Persepolis
In 1979 Marjane is a nine-year-old Bruce Lee nut in Tehran. The fall of the Shah is cause for celebration in the Satrapi household: Marjane's family of cosmopolitan Marxists has suffered imprisonment and intimidation. The revolution is a time of hope and opportunity. But it doesn't last. Religious fundamentalists seize control, Marjane and her friends are forced to wear the veil, and social freedoms are curtailed. Worse is to come when Iran goes to war with Iraq. This brilliant French-Iranian movie (which has been dubbed into English by the original stars Chiara Mastroianni and Catherine Deneuve, plus Sean Penn, Gena Rowlands and Iggy Pop) is probably the least conventional nominee for Best Animated Film since the category was introduced into the Oscars a few years back. We're a long way from rodent foodies and surfing penguins - even if it does hark back to that old Disney standby, the coming of age film. Co-directed by Marjane Satrapi and Vincent Paronnaud, based on Satrapi's series of autobiographical graphic novels, Persepolis uses the simple bold caricatures we're familiar with from newspaper cartoons, but at any given moment it threatens to descend into inky expressionist gloom.

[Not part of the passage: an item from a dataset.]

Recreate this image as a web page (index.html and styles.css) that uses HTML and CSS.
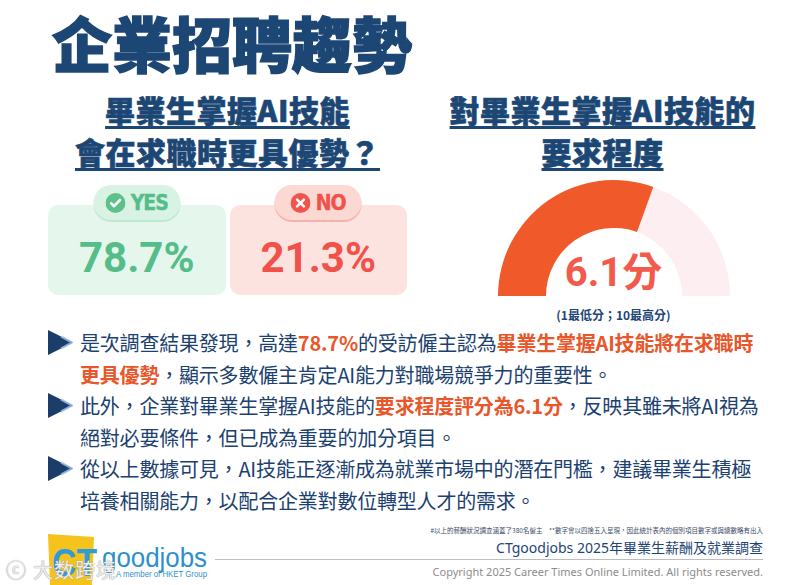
FILE: index.html
```html
<!DOCTYPE html>
<html lang="zh-Hant">
<head>
<meta charset="utf-8">
<title>企業招聘趨勢</title>
<link rel="stylesheet" href="styles.css">
</head>
<body>
<div class="page">
  <h1 class="title">企業招聘趨勢</h1>

  <section class="top">
    <div class="col">
      <h2 class="sub">畢業生掌握AI技能<br>會在求職時更具優勢？</h2>
      <div class="choices">
        <div class="choice yes">
          <div class="pill">
            <svg class="pill-icon" viewBox="0 0 20 20" width="20" height="20"><circle cx="10" cy="10" r="10" fill="#5cc18b"/><path d="M5.6 10.3 L8.6 13.2 L14.4 7" fill="none" stroke="#fff" stroke-width="2.6" stroke-linecap="round" stroke-linejoin="round"/></svg>
            <span class="pill-text">YES</span>
          </div>
          <div class="num">78.7%</div>
        </div>
        <div class="choice no">
          <div class="pill">
            <svg class="pill-icon" viewBox="0 0 20 20" width="20" height="20"><circle cx="10" cy="10" r="10" fill="#f0544a"/><path d="M6.6 6.6 L13.4 13.4 M13.4 6.6 L6.6 13.4" fill="none" stroke="#fff" stroke-width="2.6" stroke-linecap="round"/></svg>
            <span class="pill-text">NO</span>
          </div>
          <div class="num">21.3%</div>
        </div>
      </div>
    </div>

    <div class="col">
      <h2 class="sub">對畢業生掌握AI技能的<br>要求程度</h2>
      <div class="gauge">
        <svg viewBox="0 0 240 120" width="240" height="120">
          <path d="M159.3 8.9 A116 116 0 0 1 236 118 L188 118 A68 68 0 0 0 143 54 Z" fill="#fdeef1"/>
          <path d="M4 118 A116 116 0 0 1 159.3 8.9 L143 54 A68 68 0 0 0 52 118 Z" fill="#f05a2a"/>
        </svg>
        <div class="score">6.1分</div>
      </div>
      <div class="legend">(1最低分；10最高分)</div>
    </div>
  </section>

  <ul class="points">
    <li>
      <svg class="tri" viewBox="0 0 25 25" width="25" height="25"><polygon points="0,0 25,12.5 0,25" fill="#1b3d69"/><polyline points="13,6.5 24,12.5 13,18.5" fill="none" stroke="#9cc0e4" stroke-width="2" stroke-linejoin="round" opacity="0.8"/></svg>
      <p>是次調查結果發現，高達<b>78.7%</b>的受訪僱主認為<b>畢業生掌握AI技能將在求職時<br>更具優勢</b>，顯示多數僱主肯定AI能力對職場競爭力的重要性。</p>
    </li>
    <li>
      <svg class="tri" viewBox="0 0 25 25" width="25" height="25"><polygon points="0,0 25,12.5 0,25" fill="#1b3d69"/><polyline points="13,6.5 24,12.5 13,18.5" fill="none" stroke="#9cc0e4" stroke-width="2" stroke-linejoin="round" opacity="0.8"/></svg>
      <p>此外，企業對畢業生掌握AI技能的<b>要求程度評分為6.1分</b>，反映其雖未將AI視為<br>絕對必要條件，但已成為重要的加分項目。</p>
    </li>
    <li>
      <svg class="tri" viewBox="0 0 25 25" width="25" height="25"><polygon points="0,0 25,12.5 0,25" fill="#1b3d69"/><polyline points="13,6.5 24,12.5 13,18.5" fill="none" stroke="#9cc0e4" stroke-width="2" stroke-linejoin="round" opacity="0.8"/></svg>
      <p>從以上數據可見，AI技能正逐漸成為就業市場中的潛在門檻，建議畢業生積極<br>培養相關能力，以配合企業對數位轉型人才的需求。</p>
    </li>
  </ul>

  <footer class="foot">
    <svg class="logo" viewBox="0 0 170 55" width="170" height="55">
      <polygon points="8,4 54,7 52,55 10,55" fill="#f6c31c"/>
      <text x="12" y="46" class="logo-ct" textLength="45" lengthAdjust="spacingAndGlyphs">CT</text>
      <text x="62" y="37" class="logo-gj" textLength="105" lengthAdjust="spacingAndGlyphs">goodjobs</text>
      <text x="76" y="47" class="logo-sub" textLength="91" lengthAdjust="spacingAndGlyphs">A member of HKET Group</text>
    </svg>
    <div class="foot-text">
      <div class="note">#以上的薪酬狀況調查涵蓋了380名僱主　**數字會以四捨五入呈現，因此統計表內的個別項目數字或與總數略有出入</div>
      <div class="survey">CTgoodjobs 2025年畢業生薪酬及就業調查</div>
      <div class="rule"></div>
      <div class="copy">Copyright 2025 Career Times Online Limited. All rights reserved.</div>
    </div>
  </footer>

  <div class="watermark"><span class="wm-icon">ⓒ</span>大数跨境</div>
</div>
</body>
</html>
```
FILE: styles.css
```css
* { box-sizing: border-box; }
html, body { margin: 0; padding: 0; background: #ffffff; }
body {
  font-family: "Noto Sans CJK TC", "Noto Sans", sans-serif;
  color: #1b416f;
}
.page {
  position: relative;
  width: 798px;
  height: 585px;
  overflow: hidden;
  background: #ffffff;
}
.title {
  margin: 0;
  padding: 9px 0 0 52px;
  font-size: 60px;
  line-height: 66px;
  font-weight: 900;
  color: #1c4775;
  -webkit-text-stroke: 1.5px #1c4775;
}
.top {
  display: grid;
  grid-template-columns: 359px 1fr;
  margin: 13px 0 0 48px;
}
.col {
  display: flex;
  flex-direction: column;
  align-items: center;
}
.sub {
  margin: 0;
  font-size: 30px;
  line-height: 42px;
  font-weight: 900;
  text-align: center;
  color: #1c4775;
  -webkit-text-stroke: 0.6px #1c4775;
  text-decoration: underline;
  text-decoration-thickness: 3px;
  text-underline-offset: 4px;
  letter-spacing: 0.5px;
}
.choices {
  display: flex;
  gap: 4px;
  width: 359px;
  margin-top: 13px;
}
.choice {
  position: relative;
  flex: 1;
  margin-top: 20px;
  height: 90px;
  border-radius: 10px;
  text-align: center;
}
.choice.yes { background: #e5f7ec; color: #55bd89; }
.choice.no { background: #fde3df; color: #f0524a; }
.pill {
  position: absolute;
  top: -20px;
  left: 50%;
  transform: translateX(-50%);
  width: 87px;
  height: 35px;
  border-radius: 18px;
  display: flex;
  align-items: center;
  justify-content: center;
  gap: 5px;
}
.yes .pill { background: #d8f3e3; box-shadow: 0 2px 0 #c0e8d1; }
.no .pill { background: #fcd8d3; box-shadow: 0 2px 0 #f3b4ab; }
.pill-icon { flex: none; }
.pill-text {
  font-family: "DejaVu Sans Condensed", "DejaVu Sans", sans-serif;
  font-weight: 700;
  font-size: 21px;
  line-height: 22px;
  letter-spacing: -1px;
  -webkit-text-stroke: 0.4px currentColor;
}
.num {
  padding-top: 30px;
  font-family: Roboto, "Liberation Sans", sans-serif;
  font-weight: 700;
  font-size: 42px;
  line-height: 45px;
}
.gauge {
  position: relative;
  width: 240px;
  height: 120px;
  margin: 6px 0 0 22px;
}
.gauge svg { display: block; }
.score {
  position: absolute;
  left: 0;
  right: 0;
  top: 75px;
  text-align: center;
  font-family: Roboto, "Noto Sans CJK TC", sans-serif;
  font-weight: 700;
  font-size: 40px;
  line-height: 40px;
  color: #f25a4b;
}
.legend {
  margin: 9px 0 0 22px;
  font-size: 12px;
  line-height: 16px;
  font-weight: 700;
  color: #1c4474;
}
.points {
  list-style: none;
  margin: 4px 0 0 0;
  padding: 0 0 0 48px;
}
.points li {
  display: flex;
  align-items: flex-start;
  gap: 7px;
}
.tri {
  flex: none;
  margin-top: 3px;
}
.points p {
  margin: 0;
  font-size: 20px;
  line-height: 31.5px;
  letter-spacing: -0.2px;
  white-space: nowrap;
  color: #1b416f;
}
.points b {
  font-weight: 700;
  color: #e8562a;
}
.foot {
  display: grid;
  grid-template-columns: 170px 1fr;
  column-gap: 5px;
  margin-top: 9px;
  padding: 0 35px 0 40px;
}
.logo {
  display: block;
  margin-top: 5px;
}
.logo-ct {
  font-family: "Liberation Sans", Arial, sans-serif;
  font-weight: 700;
  font-size: 38px;
  fill: #2f9bd9;
}
.logo-gj {
  font-family: "Liberation Sans", Arial, sans-serif;
  font-weight: 400;
  font-size: 27px;
  fill: #2e8fd0;
}
.logo-sub {
  font-family: "Liberation Sans", Arial, sans-serif;
  font-size: 8.5px;
  fill: #2e8fd0;
}
.foot-text {
  display: flex;
  flex-direction: column;
  align-items: flex-end;
}
.note {
  font-size: 6.5px;
  line-height: 10px;
  color: #3a4a66;
  white-space: nowrap;
}
.survey {
  margin-top: 4px;
  font-family: "Noto Sans", "Noto Sans CJK TC", sans-serif;
  font-size: 14px;
  line-height: 18px;
  color: #1c4474;
  white-space: nowrap;
}
.rule {
  align-self: stretch;
  margin-top: 2px;
  border-top: 1px solid #bdbdbd;
}
.copy {
  margin-top: 4px;
  font-family: "Noto Sans", sans-serif;
  font-size: 11px;
  line-height: 16px;
  color: #8c8c8c;
  white-space: nowrap;
}
.watermark {
  position: absolute;
  left: 6px;
  top: 558px;
  font-size: 20px;
  line-height: 24px;
  color: rgba(255, 255, 255, 0.85);
  text-shadow: 0 0 1px #9a9a9a, 0 0 1px #9a9a9a;
  letter-spacing: 1px;
}
.wm-icon {
  margin-right: 6px;
}
```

The discrepancies between life in the public and the private spheres constitute your basic teenage rite of passage, but here the stakes are extreme. Persecution and death are real possibilities. Yet the film never succumbs to the melodramatic impulse that engulfs The Kite Runner. Satrapi keeps her story moving briskly, and even moments of extreme danger are handled with self-mockery and satire. Outspoken and rebellious, the teenage Marjane goes through a punk phase and buys contraband Michael Jackson cassettes on the black market, but she has to talk fast when she's accosted on the street by two women whose billowing chadors make them look like wraiths. As the 1970s feminist slogan had it, "the personal is political", but in a theocracy the political is also inescapably personal. The film folds a pocket history of Persia into Marjane's sentimental education, which is a very useful primer given Iran's renewed importance in world affairs, but in many ways the small domestic details are the most telling, like the way a routine police check sends the whole family into panicky emergency mode in case their illicit booze is discovered. Nor is our heroine's ordeal over when her family sends her into exile to Europe. She may be safe from bombs here, but her cultural confusion and loneliness leave her on the very edge of despair.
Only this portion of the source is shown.